Imaginemos a un escritor como Paul Auster. Cuando aún no era conocido partió desde Nueva York a París en una especie de viaje iniciático. Allí tradujo a Stéphane Mallarmé, a Jean-Paul Sartre y a Georges Simeon y se nutrió de la mejor vanguardia francesa que tanto aman los intelectuales. Luego, ¿fue en 1974?, regresó a los Estados Unidos y su carrera empezó a despuntar. ¿Alguna vez alguien leyó, hasta el momento de su muerte hace unos meses, que fue una derrota haber retornado a América?
No. ¿Eso se debe, quizás, a que una persona de un país próspero -intuimos- sale a explorar el mundo, a ampliar miradas pero sin la sensación de que abandona una tierra yerma, sin futuro u oscura, como catalogaba a nuestro país Ezequiel Martínez Estrada en su “Radiografía de la pampa”?

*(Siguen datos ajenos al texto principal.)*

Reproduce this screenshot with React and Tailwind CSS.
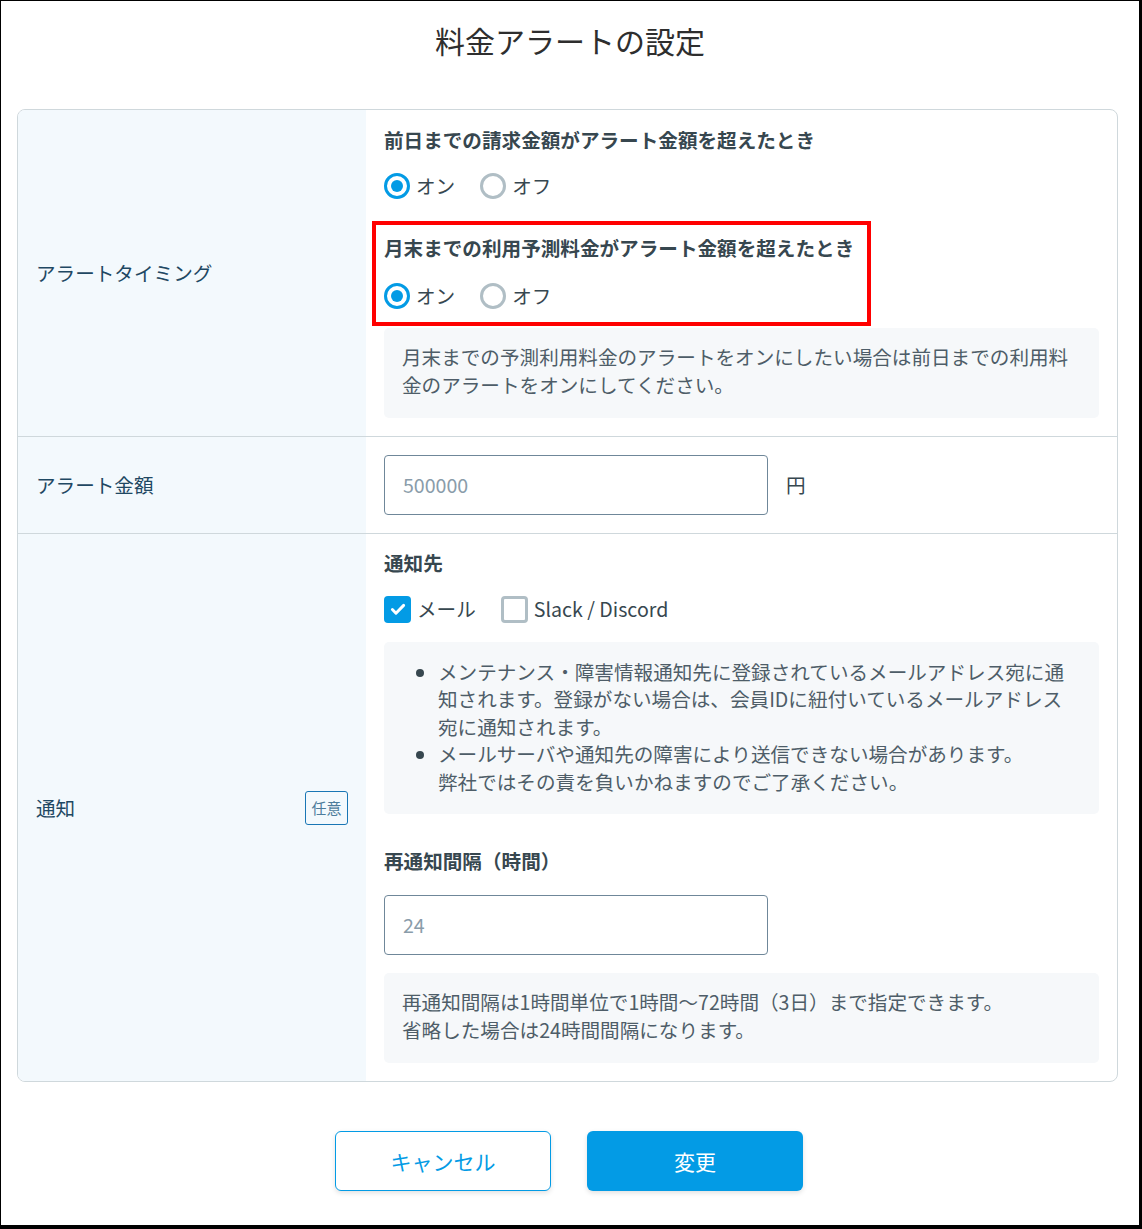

¿O será también por esa grisitud que todo nos tiñe e impulsa a hacer lo que no debemos, según canta Gardel en “Volver”: Y aunque no quise el regreso/ siempre se vuelve al primer amor. Acá aparece una Buenos Aires que imanta más allá de lo racional, que no se puede rechazar, que no acepta la indiferencia ni la voluntad de mantenerse en una cuerda lejanía.
Pero no importa lo que se diga: hay mucha gente que regresa luego de unos o de muchos años. No debiera verse como algo extraño: somos humanos, tenemos idiosincrasia, recuerdos, identidades. Y quien más quien menos siente que no se puede ser pleno en otro lugar en el que faltan las raíces. No se trata, cierto, de una fórmula exacta: hay argentinos que jamás volverían, otros que nunca partirían y -flotando- muchos que se van pero viven de saudades.
Lo malo no es irse ni regresar. Lo malo es el sermón de los que creen tener la verdad y juzgan. El índice de felicidad, si existe, no está dado en forma excluyente por una sumatoria de datos objetivos -ahí hacemos agua- sino por la armonía entre ellos y la esfera subjetiva: la sensación de sentirnos parte de algo mayor, de cobijo, de hablar un mismo código. Y solo cada uno sabe cómo funciona esa ecuación en su propia vida.